If you think about it, it’s pretty much established that games accompanying movies are usually bad. In fact, there may not have been a good one since Goldeneye on N64 (which GamesRadar ranked among the top-25 shooters of all time even with all the high-tech, mind-blowingly realistic games that followed). Think about it: great shooters aren’t modeled on great war movies; great fighters and brawlers have nothing to do with iconic kung-fu flicks; and even characters who come from movie franchises (Batman, James Bond, etc.) do best in games that aren’t linked specifically to movies. But somehow or another, we ignore this trend when it comes to apps.
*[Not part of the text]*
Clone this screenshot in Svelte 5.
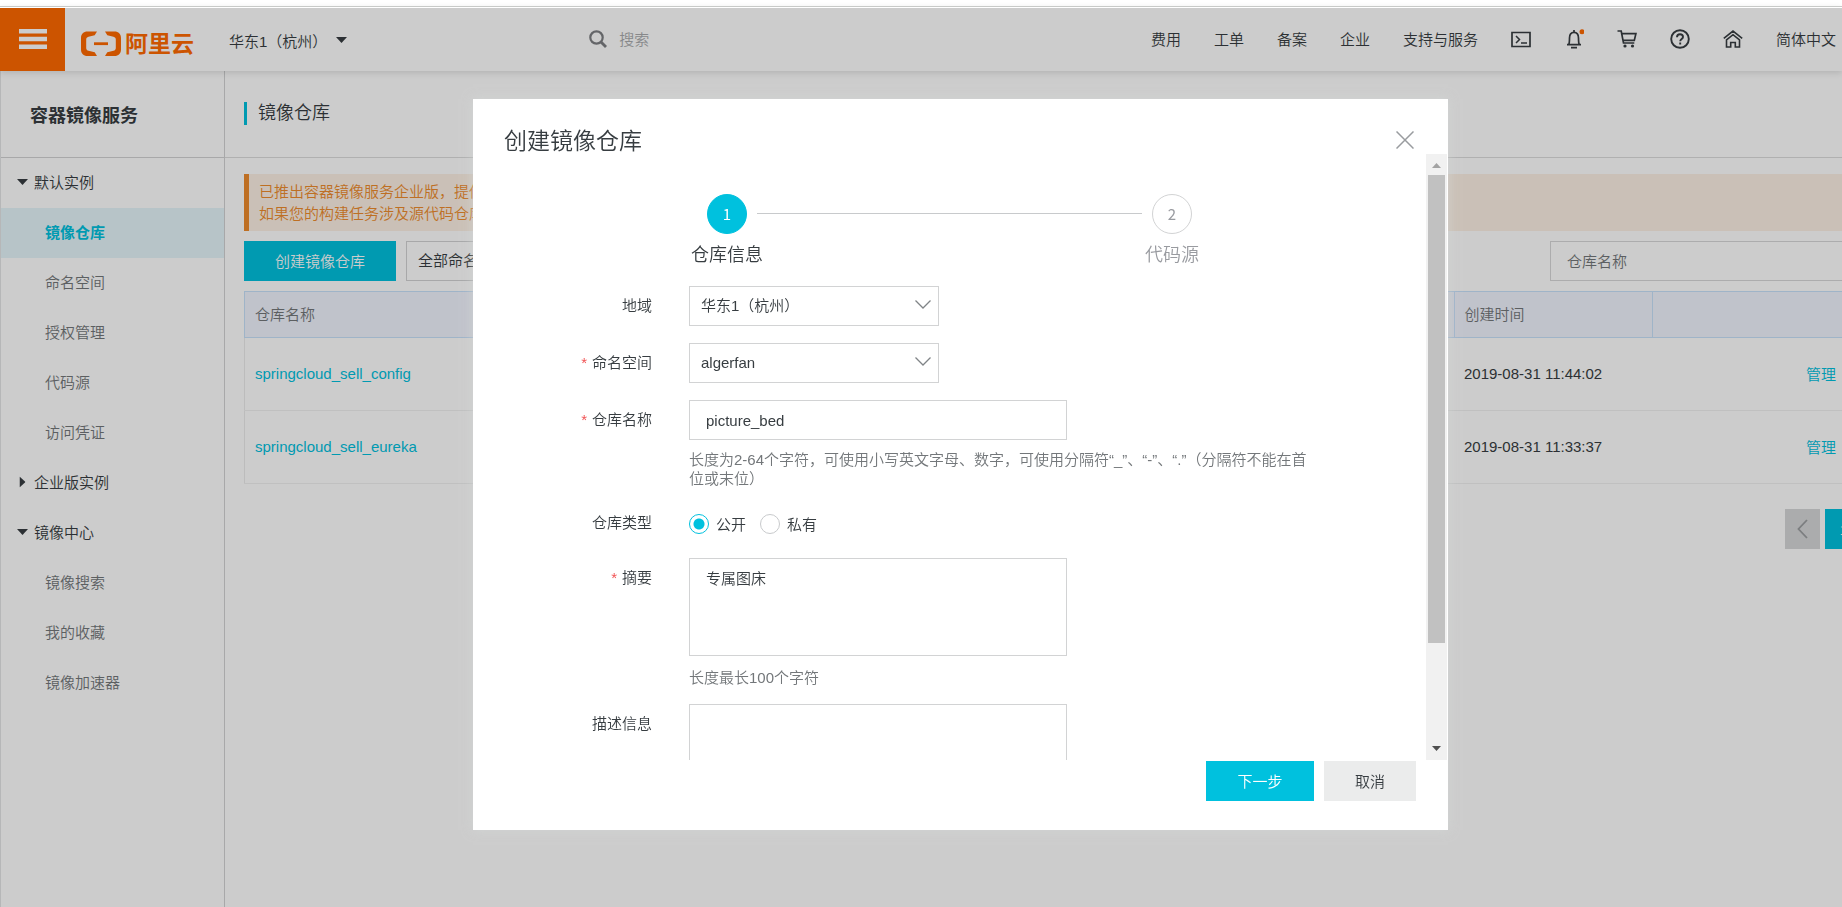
<script lang="ts">
  interface MenuGroup {
    title: string;
    open: boolean;
    items: string[];
  }

  interface Repo {
    name: string;
    created: string;
  }

  const navLinks = ['费用', '工单', '备案', '企业', '支持与服务'];

  let groups: MenuGroup[] = $state([
    { title: '默认实例', open: true, items: ['镜像仓库', '命名空间', '授权管理', '代码源', '访问凭证'] },
    { title: '企业版实例', open: false, items: [] },
    { title: '镜像中心', open: true, items: ['镜像搜索', '我的收藏', '镜像加速器'] }
  ]);

  const repos: Repo[] = [
    { name: 'springcloud_sell_config', created: '2019-08-31 11:44:02' },
    { name: 'springcloud_sell_eureka', created: '2019-08-31 11:33:37' }
  ];

  let active = $state('镜像仓库');
  let showDialog = $state(true);
  let repoName = $state('picture_bed');
  let repoType = $state('public');
  let summary = $state('专属图床');
  let description = $state('');
</script>

{#snippet chevron()}
  <svg class="chevron" width="16" height="9" viewBox="0 0 16 9" fill="none" stroke="#808487" stroke-width="1.3"><path d="M.5.5 8 8 15.5.5" /></svg>
{/snippet}

<div class="page">
  <header class="topbar">
    <button class="burger" aria-label="菜单">
      <svg width="28" height="20" viewBox="0 0 28 20" fill="#fff"><path d="M0 0h28v4.5H0zM0 7.7h28v4.5H0zM0 15.4h28v4.5H0z" /></svg>
    </button>
    <a class="logo" href="#home">
      <svg width="42" height="26" viewBox="0 0 42 26" fill="#ff6a00">
        <path d="M17 .5H7.500C3.500.5 1 3 1 7v11.500c0 4 2.500 6.500 6.500 6.500H17l-2.300-3.700-6.200-1.500C7 19.400 6.200 18.500 6.200 17V8.500C6.200 7 7 6.100 8.500 5.700l6.200-1.500z" />
        <path d="M25 .5h9.500c4 0 6.500 2.500 6.500 6.500v11.500c0 4-2.500 6.500-6.500 6.500H25l2.300-3.700 6.200-1.500c1.500-.4 2.300-1.300 2.300-2.800V8.500c0-1.500-.8-2.400-2.300-2.800l-6.200-1.500z" />
        <path d="M14 11.300h14v2.800H14z" />
      </svg>
      <span>阿里云</span>
    </a>
    <button class="region">
      华东1（杭州）
      <svg width="11" height="6" viewBox="0 0 11 6" fill="#373d41"><path d="M0 0h11L5.500 6z" /></svg>
    </button>
    <label class="search">
      <svg width="18" height="18" viewBox="0 0 18 18" fill="none" stroke="#7d7f82" stroke-width="2.200"><circle cx="7.500" cy="7.500" r="6.200" /><path d="m12 12 5 5" stroke-width="2.800" /></svg>
      <input type="search" placeholder="搜索" aria-label="搜索" />
    </label>
    <nav class="top-nav">
      {#each navLinks as link}
        <a href="#{link}">{link}</a>
      {/each}
      <a href="#shell" aria-label="Cloud Shell">
        <svg width="20" height="20" viewBox="0 0 20 20" fill="none" stroke="#373d41" stroke-width="1.700"><path d="M1 3.500h18v14H1z" /><path d="m5 7 3.500 3.500L5 14M10 14h6" stroke-width="1.500" /></svg>
      </a>
      <a href="#message" aria-label="消息">
        <svg width="20" height="20" viewBox="0 0 20 20" fill="none" stroke="#373d41" stroke-width="1.700"><path d="M3 15.700h14M4.700 15.500c.8-1.300.8-3 .8-6.500 0-3.500 1.700-5.700 4.500-5.700s4.500 2.200 4.500 5.700c0 3.500 0 5.200.8 6.500" /><path d="M10 1v2M7 18.700h6" /><circle cx="18" cy="2.800" r="2.500" fill="#ff6a00" stroke="none" /></svg>
      </a>
      <a href="#cart" aria-label="购物车">
        <svg width="20" height="20" viewBox="0 0 20 20" fill="none" stroke="#373d41" stroke-width="1.700"><path d="M.5 2h3.700l2.300 12h10.800M4.700 4.700h14.200l-1.600 6.700H6" /><g fill="#373d41" stroke="none"><circle cx="8" cy="17" r="1.600" /><circle cx="15.500" cy="17" r="1.600" /></g></svg>
      </a>
      <a href="#help" aria-label="帮助">
        <svg width="20" height="20" viewBox="0 0 20 20" fill="none" stroke="#373d41" stroke-width="1.900"><circle cx="10" cy="10" r="8.800" /><path d="M7 8.200C7 6.300 8.300 5.200 10 5.200s3 1 3 2.700c0 2.100-2.800 2-2.800 4.400M10.200 13.600v2" /></svg>
      </a>
      <a href="#overview" aria-label="主页">
        <svg width="20" height="20" viewBox="0 0 20 20" fill="none" stroke="#373d41" stroke-width="1.600"><path d="M.8 9.300 10 2l9.200 7.300M3.500 11v7h4.200v-4.500h4.600V18h4.200v-7L10 5.700z" /></svg>
      </a>
      <a href="#lang">简体中文</a>
    </nav>
  </header>

  <div class="layout">
    <aside class="sidebar">
      <h1>容器镜像服务</h1>
      {#each groups as group}
        <button class="group" class:open={group.open} aria-expanded={group.open} onclick={() => (group.open = !group.open)}>
          <span class="caret"><svg width="11" height="6" viewBox="0 0 11 6" fill="#373d41"><path d="M0 0h11L5.500 6z" /></svg></span>
          {group.title}
        </button>
        {#if group.open}
          {#each group.items as item}
            <a class="item" class:active={item === active} href="#{item}" onclick={() => (active = item)}>{item}</a>
          {/each}
        {/if}
      {/each}
    </aside>

    <main>
      <div class="page-head"><h2>镜像仓库</h2></div>
      <div class="content">
        <div class="notice">
          <p>已推出容器镜像服务企业版，提供</p>
          <p>如果您的构建任务涉及源代码仓库</p>
        </div>

        <div class="toolbar">
          <button class="btn primary create" onclick={() => (showDialog = true)}>创建镜像仓库</button>
          <div class="select filter">
            <select aria-label="命名空间筛选"><option>全部命名空间</option></select>
            {@render chevron()}
          </div>
          <input class="query" type="text" placeholder="仓库名称" aria-label="搜索仓库名称" />
        </div>

        <table>
          <thead>
            <tr>
              <th>仓库名称</th>
              <th class="created">创建时间</th>
              <th class="ops"></th>
            </tr>
          </thead>
          <tbody>
            {#each repos as repo}
              <tr>
                <td><a href="#{repo.name}">{repo.name}</a></td>
                <td>{repo.created}</td>
                <td class="ops"><a href="#manage">管理</a></td>
              </tr>
            {/each}
          </tbody>
        </table>

        <div class="pager">
          <button class="prev" aria-label="上一页">
            <svg width="11" height="20" viewBox="0 0 11 20" fill="none" stroke="#9b9ea0" stroke-width="1.800"><path d="M10 1 1.500 10l8.500 9" /></svg>
          </button>
          <button class="current">1</button>
        </div>
      </div>
    </main>
  </div>
</div>

{#if showDialog}
  <div class="mask">
    <div class="dialog" role="dialog" aria-labelledby="dialog-title">
      <div class="dialog-head">
        <h3 id="dialog-title">创建镜像仓库</h3>
        <button class="close" aria-label="关闭" onclick={() => (showDialog = false)}>
          <svg width="18" height="18" viewBox="0 0 18 18" fill="none" stroke="#999c9f" stroke-width="1.500"><path d="m.5.5 17 17M17.500.5l-17 17" /></svg>
        </button>
      </div>

      <div class="dialog-body">
        <div class="scroll-area">
          <ol class="steps">
            <li class="current"><span class="num">1</span><span class="step-name">仓库信息</span></li>
            <li class="line" aria-hidden="true"></li>
            <li><span class="num">2</span><span class="step-name">代码源</span></li>
          </ol>

          <form>
            <div class="row">
              <label for="region">地域</label>
              <div class="select">
                <select id="region"><option>华东1（杭州）</option></select>
                {@render chevron()}
              </div>
            </div>
            <div class="row">
              <label class="required" for="namespace">命名空间</label>
              <div class="select">
                <select id="namespace"><option>algerfan</option></select>
                {@render chevron()}
              </div>
            </div>
            <div class="row">
              <label class="required" for="name">仓库名称</label>
              <div class="control">
                <input id="name" class="text" type="text" bind:value={repoName} />
                <p class="hint">长度为2-64个字符，可使用小写英文字母、数字，可使用分隔符“_”、“-”、“.”（分隔符不能在首位或末位）</p>
              </div>
            </div>
            <div class="row type-row">
              <span class="row-label" id="type-label">仓库类型</span>
              <div class="radios" role="radiogroup" aria-labelledby="type-label">
                <label><input type="radio" value="public" bind:group={repoType} />公开</label>
                <label><input type="radio" value="private" bind:group={repoType} />私有</label>
              </div>
            </div>
            <div class="row">
              <label class="required" for="summary">摘要</label>
              <div class="control">
                <textarea id="summary" bind:value={summary}></textarea>
                <p class="hint">长度最长100个字符</p>
              </div>
            </div>
            <div class="row">
              <label for="description">描述信息</label>
              <div class="control">
                <textarea id="description" bind:value={description}></textarea>
              </div>
            </div>
          </form>
        </div>

        <div class="scrollbar" aria-hidden="true">
          <svg width="9" height="5" viewBox="0 0 9 5" fill="#a3a3a3"><path d="M0 5h9L4.500 0z" /></svg>
          <div class="track"><div class="thumb"></div></div>
          <svg width="9" height="5" viewBox="0 0 9 5" fill="#505050"><path d="M0 0h9L4.500 5z" /></svg>
        </div>
      </div>

      <div class="dialog-foot">
        <button class="btn primary next">下一步</button>
        <button class="btn" onclick={() => (showDialog = false)}>取消</button>
      </div>
    </div>
  </div>
{/if}

<style>
  :global(body) {
    overflow: hidden;
    background: #fff;
    color: #373d41;
    font-family: 'Liberation Sans', 'Noto Sans CJK SC', sans-serif;
    font-size: 15px;
    font-weight: 350;
    text-spacing-trim: space-all;
  }

  * {
    box-sizing: border-box;
  }

  h1, h2, h3, p, ol {
    margin: 0;
    padding: 0;
    font-weight: inherit;
  }

  button, input, select, textarea {
    margin: 0;
    font: inherit;
    color: inherit;
    border-radius: 0;
    outline: none;
  }

  button {
    padding: 0;
    border: none;
    background: none;
    cursor: pointer;
  }

  a {
    color: #00c1de;
    text-decoration: none;
  }

  svg {
    display: block;
    flex: none;
  }

  .page {
    display: flex;
    flex-direction: column;
    height: 100vh;
    padding-top: 6px;
  }

  /* Top bar */
  .topbar {
    position: relative;
    display: flex;
    align-items: center;
    flex: none;
    height: 65px;
    padding-top: 1px;
    border-top: 1px solid #c8cac8;
    box-shadow: 0 2px 6px rgba(0, 0, 0, 0.12);
  }

  .burger {
    display: flex;
    align-items: center;
    justify-content: center;
    width: 65px;
    height: 63px;
    padding-bottom: 2px;
    background: #ff6a00;
  }

  .logo {
    display: flex;
    align-items: center;
    gap: 3px;
    margin: 8px 0 0 15px;
    color: #ff6a00;
    font-size: 23px;
    line-height: 26px;
    font-weight: 700;
  }

  .region {
    display: flex;
    align-items: center;
    gap: 9px;
    margin-left: 35px;
    padding-top: 1px;
  }

  .search {
    display: flex;
    align-items: center;
    gap: 12px;
    margin-left: 242px;
    padding-bottom: 1px;
  }

  .search input {
    width: 200px;
    padding: 0;
    border: none;
    background: none;
  }

  .search input::placeholder {
    color: #a9abad;
  }

  .top-nav {
    display: flex;
    align-items: center;
    gap: 33px;
    margin-left: auto;
    padding: 0 6px 2px 0;
    white-space: nowrap;
  }

  .top-nav a {
    color: #373d41;
  }

  .layout {
    display: flex;
    flex: 1;
    min-height: 0;
  }

  /* Sidebar */
  .sidebar {
    flex: none;
    width: 225px;
    border-left: 1px solid #e4e5e6;
    border-right: 1px solid #d2d3d4;
  }

  .sidebar h1 {
    height: 87px;
    padding: 10px 0 0 29px;
    border-bottom: 1px solid #d2d3d4;
    font-size: 18px;
    font-weight: 700;
    line-height: 70px;
  }

  .group {
    display: flex;
    align-items: center;
    gap: 6px;
    width: 100%;
    height: 50px;
    padding: 0 0 4px 15px;
  }

  .caret {
    display: flex;
    justify-content: center;
    width: 12px;
    padding-top: 2px;
  }

  .group:not(.open) .caret svg {
    transform: rotate(-90deg);
  }

  .item {
    display: flex;
    align-items: center;
    height: 50px;
    padding: 0 0 4px 44px;
    color: #73777a;
  }

  .item.active {
    background: #e5f6fa;
    color: #00c1de;
    font-weight: 700;
  }

  /* Main content */
  main {
    flex: 1;
    min-width: 0;
    overflow: hidden;
  }

  .page-head {
    height: 87px;
    padding: 31px 0 0 19px;
    border-bottom: 1px solid #dcdddd;
  }

  .page-head h2 {
    padding-left: 11px;
    border-left: 3px solid #00c1de;
    font-size: 18px;
    line-height: 23px;
  }

  .content {
    display: flex;
    flex-direction: column;
    gap: 10px;
    padding: 16px 0 0 19px;
  }

  .notice {
    padding: 7px 10px 6px;
    border-left: 5px solid #ee8b2c;
    background: #fdf1e5;
    color: #ee8b2c;
    line-height: 22px;
    white-space: nowrap;
  }

  .toolbar {
    display: flex;
    gap: 10px;
  }

  .btn {
    height: 40px;
    padding: 0 31px 2px;
    background: #ebecec;
  }

  .btn.primary {
    background: #00c1de;
    color: #fff;
  }

  .query {
    width: 292px;
    height: 40px;
    margin-left: auto;
    padding: 0 16px;
    border: 1px solid #d7d8d9;
    border-right: none;
    background: #fff;
  }

  .query::placeholder {
    color: #73777a;
  }

  table {
    width: 100%;
    border-collapse: collapse;
    table-layout: fixed;
  }

  th, td {
    padding: 0 10px 2px;
    text-align: left;
    font-weight: inherit;
  }

  th {
    height: 46px;
    border: 1px solid #c7e1fb;
    border-right: none;
    background: #f1f4fe;
    color: #73777a;
  }

  td {
    height: 73px;
    border-bottom: 1px solid #f0f1f1;
  }

  td:first-child {
    border-left: 1px solid #ebecec;
  }

  .created {
    width: 198px;
  }

  .ops {
    width: 190px;
    padding-right: 6px;
    text-align: right;
  }

  .pager {
    display: flex;
    justify-content: flex-end;
    gap: 5px;
    margin: 15px -21px 0 0;
  }

  .pager button {
    display: flex;
    align-items: center;
    justify-content: center;
    width: 35px;
    height: 40px;
    background: #d6d7d9;
  }

  .pager .current {
    width: 38px;
    background: #00c1de;
    color: #fff;
  }

  /* Form controls */
  .select {
    position: relative;
    width: 250px;
  }

  .select select {
    width: 100%;
    height: 40px;
    padding: 0 11px 2px;
    border: 1px solid #d2d3d4;
    background: #fff;
    appearance: none;
  }

  .select .chevron {
    position: absolute;
    top: 14px;
    right: 8px;
    pointer-events: none;
  }

  .text, textarea {
    display: block;
    width: 378px;
    border: 1px solid #d2d3d4;
    background: #fff;
  }

  .text {
    height: 40px;
    padding: 0 16px;
  }

  textarea {
    height: 98px;
    margin-bottom: 2px;
    padding: 10px 16px;
    line-height: 20px;
    resize: none;
  }

  /* Dialog */
  .mask {
    position: fixed;
    inset: 8px 0 0;
    display: flex;
    align-items: flex-start;
    justify-content: center;
    padding: 91px 0 0 79px;
    background: rgba(0, 0, 0, 0.2);
  }

  .dialog {
    display: flex;
    flex-direction: column;
    width: 975px;
    max-width: 100%;
    max-height: calc(100vh - 176px);
    padding-bottom: 29px;
    background: #fff;
    box-shadow: 0 0 10px rgba(212, 217, 215, 0.7);
  }

  .dialog-head {
    display: flex;
    align-items: flex-start;
    justify-content: space-between;
    height: 55px;
    padding: 29px 34px 0 31px;
  }

  .dialog-head h3 {
    font-size: 23px;
    line-height: 26px;
  }

  .close {
    padding-top: 3px;
  }

  .dialog-body {
    display: flex;
    flex: 1;
    min-height: 0;
    padding-right: 1px;
  }

  .scroll-area {
    flex: 1;
    overflow-y: auto;
    scrollbar-width: none;
  }

  .scrollbar {
    display: flex;
    flex-direction: column;
    align-items: center;
    justify-content: space-between;
    width: 21px;
    padding: 9px 2px;
    background: #f1f1f1;
  }

  .track {
    flex: 1;
    width: 100%;
    margin: 7px 0;
  }

  .thumb {
    height: 83%;
    background: #c1c1c1;
  }

  .steps {
    display: flex;
    gap: 10px;
    padding: 40px 0 0 234px;
    list-style: none;
  }

  .steps li:not(.line) {
    display: flex;
    flex-direction: column;
    align-items: center;
    gap: 10px;
    width: 40px;
    color: #999ba0;
  }

  .steps .line {
    width: 385px;
    height: 20px;
    border-bottom: 1px solid #c8cacc;
  }

  .num {
    display: flex;
    align-items: center;
    justify-content: center;
    width: 40px;
    height: 40px;
    padding-bottom: 2px;
    border: 1px solid #d2d3d4;
    border-radius: 50%;
    font-family: 'Noto Sans CJK SC', sans-serif;
    font-weight: 400;
  }

  .step-name {
    font-size: 18px;
    line-height: 22px;
    white-space: nowrap;
  }

  .steps .current .num {
    border-color: #00c1de;
    background: #00c1de;
    color: #fff;
  }

  .steps .current .step-name {
    color: #373d41;
  }

  form {
    display: flex;
    flex-direction: column;
    gap: 17px;
    margin-top: 20px;
    height: 610px;
  }

  .row {
    display: flex;
    gap: 37px;
  }

  .row > label, .row-label {
    flex: none;
    width: 179px;
    line-height: 40px;
    text-align: right;
  }

  .required::before {
    content: '*';
    margin-right: 5px;
    color: #f15354;
  }

  .control {
    width: 626px;
  }

  .hint {
    padding-top: 10px;
    color: #73777a;
    line-height: 19px;
  }

  .type-row {
    align-items: center;
    height: 36px;
  }

  .radios {
    display: flex;
    gap: 14px;
    padding-top: 1px;
  }

  .radios label {
    display: flex;
    align-items: center;
    gap: 7px;
  }

  .radios input {
    width: 20px;
    height: 20px;
    border: 1px solid #c8cacc;
    border-radius: 50%;
    background: #fff;
    appearance: none;
  }

  .radios input:checked {
    border-color: #00c1de;
    background: radial-gradient(circle, #00c1de 5px, #fff 6px);
  }

  .next {
    width: 108px;
  }

  .dialog-foot {
    display: flex;
    justify-content: flex-end;
    gap: 10px;
    padding: 1px 32px 0 0;
  }
</style>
Most every time a big new action movie or superhero saga comes out, a cheap and unsatisfying app arrives alongside it, basically as a form of advertising. And droves of users download the games, simply because they’re accessible and current.

Casino Games

OK, you got me. It’s not exactly a surprise that casino games would become popular on app platforms given that they’re exceedingly popular everywhere else. But really think about it for a moment: we’re not just talking about poker and blackjack, but rather the whole swath of casino games. Somehow, the ability to play on a mobile platform has made the likes of arcade slot machines and bingo exciting for a whole new population using smartphones and tablets. How? Well, part of it is through the developers’ ability to offer promotions directly to players, thus making real money models more appealing. Gala Bingo’s promotional offerings even feature as much as £10,000 in free bingo chips to new players over the course of their first weeks. Bonuses like this certainly make even the traditionally boring or tedious casino games a bit more enticing, ultimately helping to explain how this genre is so popular in app markets.

World Building

There’s a difference between world building and world conquering, and the former, for many years, was considered by a lot of people to be tedious, if not downright lame. Games like Sim City and the like have often been frowned upon as pointless escapism, facilitating the creation of dull, simulated existences instead of real-world experience. That’s a little dramatic, but you get the idea. Well, I’m not sure exactly how, but the mobile genre made these games not only popular, but cool. Titles like Minecraft and Godus, in which you can build worlds and practice survival to no end, frequently appear on lists of the best or most popular apps. In fact, the category has grown so popular and so active that App Crawlr composed a list of 25-plus great apps for world building. Odds are this is largely because of the constant accessibility we have with mobile games. A world builder on a PC that you have to keep coming back to,
for example. can be more of an obvious detraction from real life. A mobile world builder is always with us, though, allowing us to tweak our activities on the go.

It’s really pretty wild to think how much some of these genres have been transformed without the actual games changing all that much. The perks of mobile gaming are just about limitless, and with innovation in this market ongoing, we’ll continue to see recycled formats and familiar concepts thriving in new ways.